┌─ Raw data
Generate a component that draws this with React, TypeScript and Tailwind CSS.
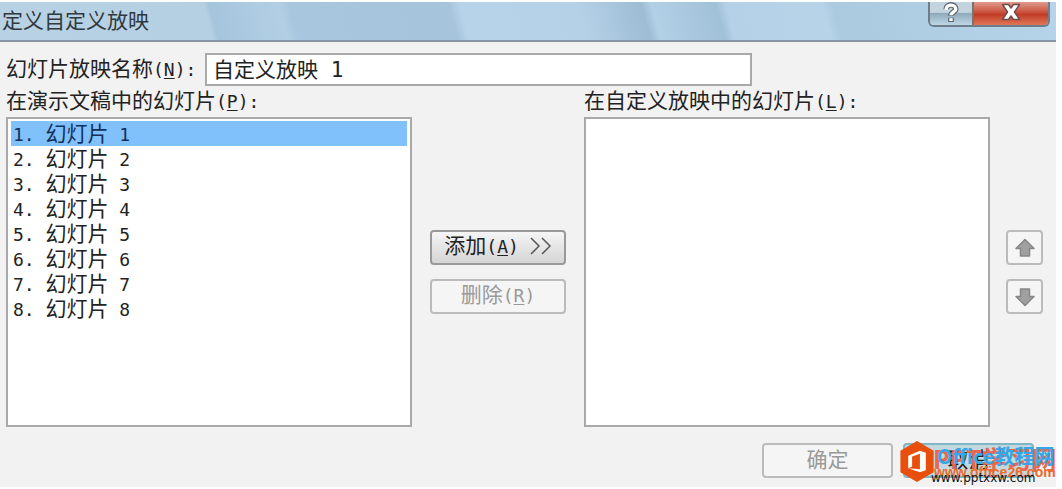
import type { ReactNode } from "react";

const slides = [1, 2, 3, 4, 5, 6, 7, 8];

const listBox =
  "h-[310px] border-2 border-[#a9a9a9] bg-white px-[3px] py-[2px] text-[#222]";

const button =
  "flex h-[35px] items-center justify-center rounded-[4px] border-2 whitespace-pre";

const disabledButton = "border-[#bbb] bg-[#f5f5f5] text-[#999]";

function Latin({ children }: { children: ReactNode }) {
  return (
    <span className="font-['DejaVu_Sans_Mono',monospace] text-[18px] whitespace-pre">
      {children}
    </span>
  );
}

function AccessKey({ letter }: { letter: string }) {
  return (
    <Latin>
      (<u className="underline-offset-2">{letter}</u>)
    </Latin>
  );
}

function ArrowIcon({ down = false }: { down?: boolean }) {
  return (
    <svg
      viewBox="0 0 20 20"
      className={down ? "size-5 rotate-180" : "size-5"}
      fill="#a0a0a0"
      stroke="#868686"
      strokeWidth="1.5"
      strokeLinejoin="round"
      aria-hidden="true"
    >
      <path d="M10 1.5 19 10.500H14.500V18H5.500V10.500H1Z" />
    </svg>
  );
}

function TitleBar() {
  return (
    <header className="flex h-[40px] items-start justify-between border-b-2 border-[#8595a4] bg-[linear-gradient(75deg,#b8d2e4_0%,#b5d0e3_20%,#a5c5dd_20.5%,#b2cfe4_27%,#a8c7de_28%,#a6c5dc_43%,#b7d3e9_44%,#b5d1e8_55%,#9dbdd4_61%,#b2d0e6_62%,#a1c1d8_68%,#b4d1e7_69%,#b6d3e8_78%,#abcae0_79%,#b5d3e9_100%)] pl-[2px]">
      <h1 className="pt-[2px] text-[21px] leading-[30px] text-[#303840]">定义自定义放映</h1>
      <div className="mr-[6px] flex h-[25px] overflow-hidden rounded-b-[6px] border-2 border-t-0 border-[#6e7d88]">
        <button
          aria-label="帮助"
          className="flex w-[44px] items-center justify-center border-r-2 border-[#77736f] bg-linear-to-b from-[#c3d4df] from-45% via-[#91aabb] via-50% to-[#bdd7e6] pb-[2px]"
        >
          <svg viewBox="0 0 20 22" className="h-[21px] w-[20px]" fill="none" aria-hidden="true">
            <path d="M5 7.500C5 1.500 15 1.500 15 7.500C15 10.500 10 10.500 10 14.500M10 16.500V21" stroke="#5e6670" strokeWidth="6" />
            <path d="M5 8.500V7C5.500 2 15 2 15 7.500C15 10.500 10 10.500 10 14M10 17V20" stroke="#fff" strokeWidth="3.500" />
          </svg>
        </button>
        <button
          aria-label="关闭"
          className="flex w-[74px] items-center justify-center bg-linear-to-b from-[#df9a8d] via-[#c23c26] via-55% to-[#df7558] pb-[4px]"
        >
          <svg viewBox="0 0 20 18" className="h-[18px] w-[20px]" fill="#fff" stroke="#70504d" strokeWidth="1.500" strokeLinejoin="round" aria-hidden="true">
            <path d="M1.500 1.500H7.500L10 5 12.500 1.500H18.500L13.500 9 18.500 16.500H12.500L10 13 7.500 16.500H1.500L6.500 9Z" />
          </svg>
        </button>
      </div>
    </header>
  );
}

function Watermark() {
  return (
    <div className="absolute top-[-3px] right-0 flex">
      <svg viewBox="0 0 36 44" className="z-10 h-[43px] w-[36px]" aria-hidden="true">
        <path d="M18 1 35 11V33L18 43 1 33V11Z" fill="#e84f0d" />
        <path d="M9 16 21 11 27 13V31L21 33 9 29 21 30V14L13 17V27L9 29Z" fill="#fff" />
      </svg>
      <div className="relative -ml-[8px] h-[48px] w-[129px] font-bold whitespace-nowrap">
        <span className="absolute top-[3px] left-[6px] text-[25px] leading-[30px] text-[#e9664f]">PPT学习网</span>
        <span className="absolute top-[3px] left-[10px] text-[20px] leading-[26px] text-[#35a7e8]">Office教程网</span>
        <span className="absolute top-[24px] left-[7px] font-['Liberation_Sans',sans-serif] text-[14px] leading-[16px] text-[#ec6b2b]">www.office26.com</span>
        <span className="absolute top-[31px] left-[4px] font-['DejaVu_Sans',sans-serif] text-[12px] leading-[14px] font-normal text-[#111]">www.pptxxw.com</span>
      </div>
    </div>
  );
}

export default function App() {
  return (
    <div className="bg-white pt-[2px] pr-[6px] font-['Noto_Sans_CJK_SC',sans-serif] text-[21px] leading-[26px] text-[#222]">
      <main className="bg-[#f2f2f2] pb-[9px]">
        <TitleBar />

        <div className="flex items-center pt-[11px] pl-[6px]">
          <label htmlFor="show-name" className="w-[199px] shrink-0 pb-[2px] whitespace-nowrap">
            幻灯片放映名称<AccessKey letter="N" /><Latin>:</Latin>
          </label>
          <input
            id="show-name"
            defaultValue="自定义放映 1"
            className="h-[33px] w-[547px] border-2 border-[#a9a9a9] bg-white px-[6px] pb-[4px] font-['DejaVu_Sans_Mono','Noto_Sans_CJK_SC',monospace] text-[21px]"
          />
        </div>

        <div className="flex pr-[13px] pl-[6px]">
          <section className="w-[406px]">
            <h2 id="source-label" className="pb-[2px]">
              在演示文稿中的幻灯片<AccessKey letter="P" /><Latin>:</Latin>
            </h2>
            <ul role="listbox" aria-labelledby="source-label" className={listBox}>
              {slides.map((n) => (
                <li
                  key={n}
                  role="option"
                  aria-selected={n === 1}
                  className={`h-[25px] pl-[2px] leading-[22px] ${n === 1 ? "bg-[#80c0fb] text-[#12305a]" : ""}`}
                >
                  <Latin>{`${n}. `}</Latin>幻灯片<Latin>{` ${n}`}</Latin>
                </li>
              ))}
            </ul>
          </section>

          <div className="mx-[18px] flex w-[136px] flex-col gap-[14px] pt-[144px]">
            <button className={`${button} border-[#999] bg-linear-to-b from-[#f5f5f5] to-[#d5d5d5] pb-[4px]`}>
              <span>
                添加<AccessKey letter="A" />
              </span>
              <Latin>{" "}</Latin>
              <svg viewBox="0 0 22 18" className="h-[18px] w-[22px]" fill="none" stroke="#555" strokeWidth="1.500" aria-hidden="true">
                <path d="M1 1 9 9 1 17M12 1 20 9 12 17" />
              </svg>
            </button>
            <button disabled className={`${button} ${disabledButton} pb-[4px]`}>
              <span>
                删除<AccessKey letter="R" />
              </span>
            </button>
          </div>

          <section className="w-[406px]">
            <h2 id="target-label" className="pb-[2px]">
              在自定义放映中的幻灯片<AccessKey letter="L" /><Latin>:</Latin>
            </h2>
            <ul role="listbox" aria-labelledby="target-label" className={listBox} />
          </section>

          <div className="ml-auto flex flex-col gap-[14px] pt-[144px]">
            <button disabled aria-label="上移" className={`${button} ${disabledButton} w-[37px]`}>
              <ArrowIcon />
            </button>
            <button disabled aria-label="下移" className={`${button} ${disabledButton} w-[37px]`}>
              <ArrowIcon down />
            </button>
          </div>
        </div>

        <footer className="relative mt-[16px] flex justify-end gap-[10px] pr-[22px]">
          <button disabled className={`${button} ${disabledButton} w-[131px] pb-[6px]`}>
            确定
          </button>
          <button className={`${button} w-[131px] border-[#7fb6c5] bg-[#c3d9e0] pb-[6px]`}>取消</button>
          <Watermark />
        </footer>
      </main>
    </div>
  );
}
└─
Repeat the data above exactly, but not the pictures.

Generate a component that draws this with React, TypeScript and Tailwind CSS.
import type { ReactNode } from "react";

const slides = [1, 2, 3, 4, 5, 6, 7, 8];

const listBox =
  "h-[310px] border-2 border-[#a9a9a9] bg-white px-[3px] py-[2px] text-[#222]";

const button =
  "flex h-[35px] items-center justify-center rounded-[4px] border-2 whitespace-pre";

const disabledButton = "border-[#bbb] bg-[#f5f5f5] text-[#999]";

function Latin({ children }: { children: ReactNode }) {
  return (
    <span className="font-['DejaVu_Sans_Mono',monospace] text-[18px] whitespace-pre">
      {children}
    </span>
  );
}

function AccessKey({ letter }: { letter: string }) {
  return (
    <Latin>
      (<u className="underline-offset-2">{letter}</u>)
    </Latin>
  );
}

function ArrowIcon({ down = false }: { down?: boolean }) {
  return (
    <svg
      viewBox="0 0 20 20"
      className={down ? "size-5 rotate-180" : "size-5"}
      fill="#a0a0a0"
      stroke="#868686"
      strokeWidth="1.5"
      strokeLinejoin="round"
      aria-hidden="true"
    >
      <path d="M10 1.5 19 10.500H14.500V18H5.500V10.500H1Z" />
    </svg>
  );
}

function TitleBar() {
  return (
    <header className="flex h-[40px] items-start justify-between border-b-2 border-[#8595a4] bg-[linear-gradient(75deg,#b8d2e4_0%,#b5d0e3_20%,#a5c5dd_20.5%,#b2cfe4_27%,#a8c7de_28%,#a6c5dc_43%,#b7d3e9_44%,#b5d1e8_55%,#9dbdd4_61%,#b2d0e6_62%,#a1c1d8_68%,#b4d1e7_69%,#b6d3e8_78%,#abcae0_79%,#b5d3e9_100%)] pl-[2px]">
      <h1 className="pt-[2px] text-[21px] leading-[30px] text-[#303840]">定义自定义放映</h1>
      <div className="mr-[6px] flex h-[25px] overflow-hidden rounded-b-[6px] border-2 border-t-0 border-[#6e7d88]">
        <button
          aria-label="帮助"
          className="flex w-[44px] items-center justify-center border-r-2 border-[#77736f] bg-linear-to-b from-[#c3d4df] from-45% via-[#91aabb] via-50% to-[#bdd7e6] pb-[2px]"
        >
          <svg viewBox="0 0 20 22" className="h-[21px] w-[20px]" fill="none" aria-hidden="true">
            <path d="M5 7.500C5 1.500 15 1.500 15 7.500C15 10.500 10 10.500 10 14.500M10 16.500V21" stroke="#5e6670" strokeWidth="6" />
            <path d="M5 8.500V7C5.500 2 15 2 15 7.500C15 10.500 10 10.500 10 14M10 17V20" stroke="#fff" strokeWidth="3.500" />
          </svg>
        </button>
        <button
          aria-label="关闭"
          className="flex w-[74px] items-center justify-center bg-linear-to-b from-[#df9a8d] via-[#c23c26] via-55% to-[#df7558] pb-[4px]"
        >
          <svg viewBox="0 0 20 18" className="h-[18px] w-[20px]" fill="#fff" stroke="#70504d" strokeWidth="1.500" strokeLinejoin="round" aria-hidden="true">
            <path d="M1.500 1.500H7.500L10 5 12.500 1.500H18.500L13.500 9 18.500 16.500H12.500L10 13 7.500 16.500H1.500L6.500 9Z" />
          </svg>
        </button>
      </div>
    </header>
  );
}

function Watermark() {
  return (
    <div className="absolute top-[-3px] right-0 flex">
      <svg viewBox="0 0 36 44" className="z-10 h-[43px] w-[36px]" aria-hidden="true">
        <path d="M18 1 35 11V33L18 43 1 33V11Z" fill="#e84f0d" />
        <path d="M9 16 21 11 27 13V31L21 33 9 29 21 30V14L13 17V27L9 29Z" fill="#fff" />
      </svg>
      <div className="relative -ml-[8px] h-[48px] w-[129px] font-bold whitespace-nowrap">
        <span className="absolute top-[3px] left-[6px] text-[25px] leading-[30px] text-[#e9664f]">PPT学习网</span>
        <span className="absolute top-[3px] left-[10px] text-[20px] leading-[26px] text-[#35a7e8]">Office教程网</span>
        <span className="absolute top-[24px] left-[7px] font-['Liberation_Sans',sans-serif] text-[14px] leading-[16px] text-[#ec6b2b]">www.office26.com</span>
        <span className="absolute top-[31px] left-[4px] font-['DejaVu_Sans',sans-serif] text-[12px] leading-[14px] font-normal text-[#111]">www.pptxxw.com</span>
      </div>
    </div>
  );
}

export default function App() {
  return (
    <div className="bg-white pt-[2px] pr-[6px] font-['Noto_Sans_CJK_SC',sans-serif] text-[21px] leading-[26px] text-[#222]">
      <main className="bg-[#f2f2f2] pb-[9px]">
        <TitleBar />

        <div className="flex items-center pt-[11px] pl-[6px]">
          <label htmlFor="show-name" className="w-[199px] shrink-0 pb-[2px] whitespace-nowrap">
            幻灯片放映名称<AccessKey letter="N" /><Latin>:</Latin>
          </label>
          <input
            id="show-name"
            defaultValue="自定义放映 1"
            className="h-[33px] w-[547px] border-2 border-[#a9a9a9] bg-white px-[6px] pb-[4px] font-['DejaVu_Sans_Mono','Noto_Sans_CJK_SC',monospace] text-[21px]"
          />
        </div>

        <div className="flex pr-[13px] pl-[6px]">
          <section className="w-[406px]">
            <h2 id="source-label" className="pb-[2px]">
              在演示文稿中的幻灯片<AccessKey letter="P" /><Latin>:</Latin>
            </h2>
            <ul role="listbox" aria-labelledby="source-label" className={listBox}>
              {slides.map((n) => (
                <li
                  key={n}
                  role="option"
                  aria-selected={n === 1}
                  className={`h-[25px] pl-[2px] leading-[22px] ${n === 1 ? "bg-[#80c0fb] text-[#12305a]" : ""}`}
                >
                  <Latin>{`${n}. `}</Latin>幻灯片<Latin>{` ${n}`}</Latin>
                </li>
              ))}
            </ul>
          </section>

          <div className="mx-[18px] flex w-[136px] flex-col gap-[14px] pt-[144px]">
            <button className={`${button} border-[#999] bg-linear-to-b from-[#f5f5f5] to-[#d5d5d5] pb-[4px]`}>
              <span>
                添加<AccessKey letter="A" />
              </span>
              <Latin>{" "}</Latin>
              <svg viewBox="0 0 22 18" className="h-[18px] w-[22px]" fill="none" stroke="#555" strokeWidth="1.500" aria-hidden="true">
                <path d="M1 1 9 9 1 17M12 1 20 9 12 17" />
              </svg>
            </button>
            <button disabled className={`${button} ${disabledButton} pb-[4px]`}>
              <span>
                删除<AccessKey letter="R" />
              </span>
            </button>
          </div>

          <section className="w-[406px]">
            <h2 id="target-label" className="pb-[2px]">
              在自定义放映中的幻灯片<AccessKey letter="L" /><Latin>:</Latin>
            </h2>
            <ul role="listbox" aria-labelledby="target-label" className={listBox} />
          </section>

          <div className="ml-auto flex flex-col gap-[14px] pt-[144px]">
            <button disabled aria-label="上移" className={`${button} ${disabledButton} w-[37px]`}>
              <ArrowIcon />
            </button>
            <button disabled aria-label="下移" className={`${button} ${disabledButton} w-[37px]`}>
              <ArrowIcon down />
            </button>
          </div>
        </div>

        <footer className="relative mt-[16px] flex justify-end gap-[10px] pr-[22px]">
          <button disabled className={`${button} ${disabledButton} w-[131px] pb-[6px]`}>
            确定
          </button>
          <button className={`${button} w-[131px] border-[#7fb6c5] bg-[#c3d9e0] pb-[6px]`}>取消</button>
          <Watermark />
        </footer>
      </main>
    </div>
  );
}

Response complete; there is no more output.